Это была далеко не единственная провокация, которая могла бы заставить Сэлинджера наконец заговорить. Были и другие — куда более грубые. Сэлинджера подстерегали возле его дома, за ним охотились, вооружившись фотоаппаратами и магнитофонами; его знакомых, его агентов, его издателей забрасывали письмами. Сэлинджер, надо признать, иногда реагировал. Но крайне вяло, нерешительно, как-то аскетично. Один раз даже явился в суд, когда в его частную жизнь слишком уж нагло вторглись. Говорят, когда он подписывал юридические документы, у него от волнения дрожали руки.

Надо, однако, заметить, что Сэлинджер специально ни от кого не прятался. Он вел все это время, с 1950-х годов до конца своих дней, жизнь обычного американского гражданина. Просто не давал интервью, не устраивал встреч с читателями, не выступал по радио и по телевидению. Лицо Сэлинджера не было растиражированным, и, когда он приходил в общественные места, его попросту не узнавали.

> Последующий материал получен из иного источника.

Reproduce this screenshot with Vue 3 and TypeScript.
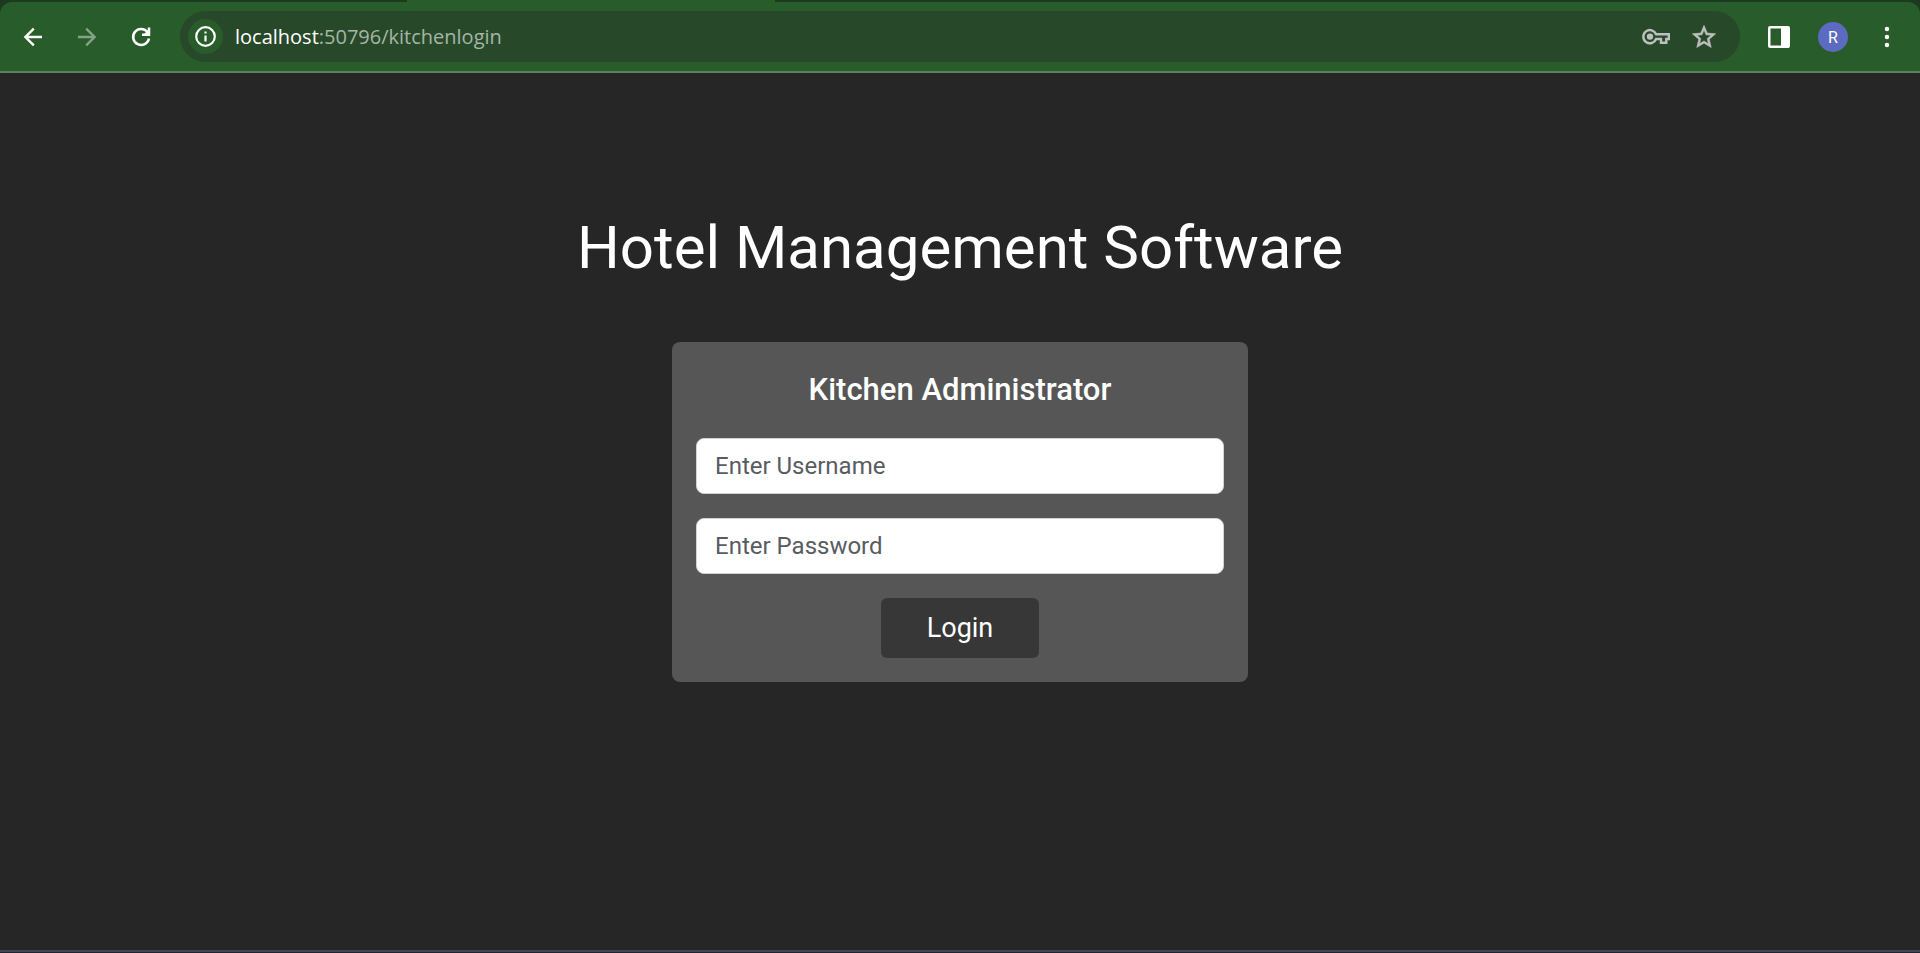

Уже в 1960-е у него появилась огромная армия самых горячих и преданных поклонников. Эта армия нисколько не иссякала с течением лет, а, напротив, активно пополнялась и делалась все организованней. Возникали бесчисленные общества друзей Сэлинджера, кружки по изучению его творчества, объединявшие молодых и не очень молодых энтузиастов. Любопытно, что культовость Сэлинджера не слишком способствовала его популярности в академических кругах. О Сэлинджере долгое время было написано совсем немного, куда меньше, чем о его современниках, Апдайке или Стайроне. Это неудивительно. Возводить литературоведческие замки над пропастью — занятие рискованное и неблагодарное. Здесь должна быть почва под ногами, фундамент из архивных материалов, черновиков, личных писем, интервью, бесед и пр. А исследователи Сэлинджера, если таковые сыскивались, были всего этого лишены. Они оставались наедине со странными текстами и вынуждены были строить гипотезы, опираясь на косвенные свидетельства или собственные догадки. Отчасти поэтому в отношении Сэлинджера так и не выработан твердый академический консенсус, принятое профессорским большинством понимание его творчества. Напротив, стороннего, неакадемического человека может изрядно удивить наличие большого количества взаимоисключающих версий какого-нибудь одного сэлинджеровского сюжета. Однако все сходятся в одном: Джером Дэвид Сэлинджер — неотменимая, важная фигура американской литературной истории. Он — продолжатель традиций Ш. Андерсона и Э. Хемингуэя и одновременно автор, открывший некоторые перспективы таким писателям, как Дж. Апдайк, Ф. Рот и Дж. Фоер.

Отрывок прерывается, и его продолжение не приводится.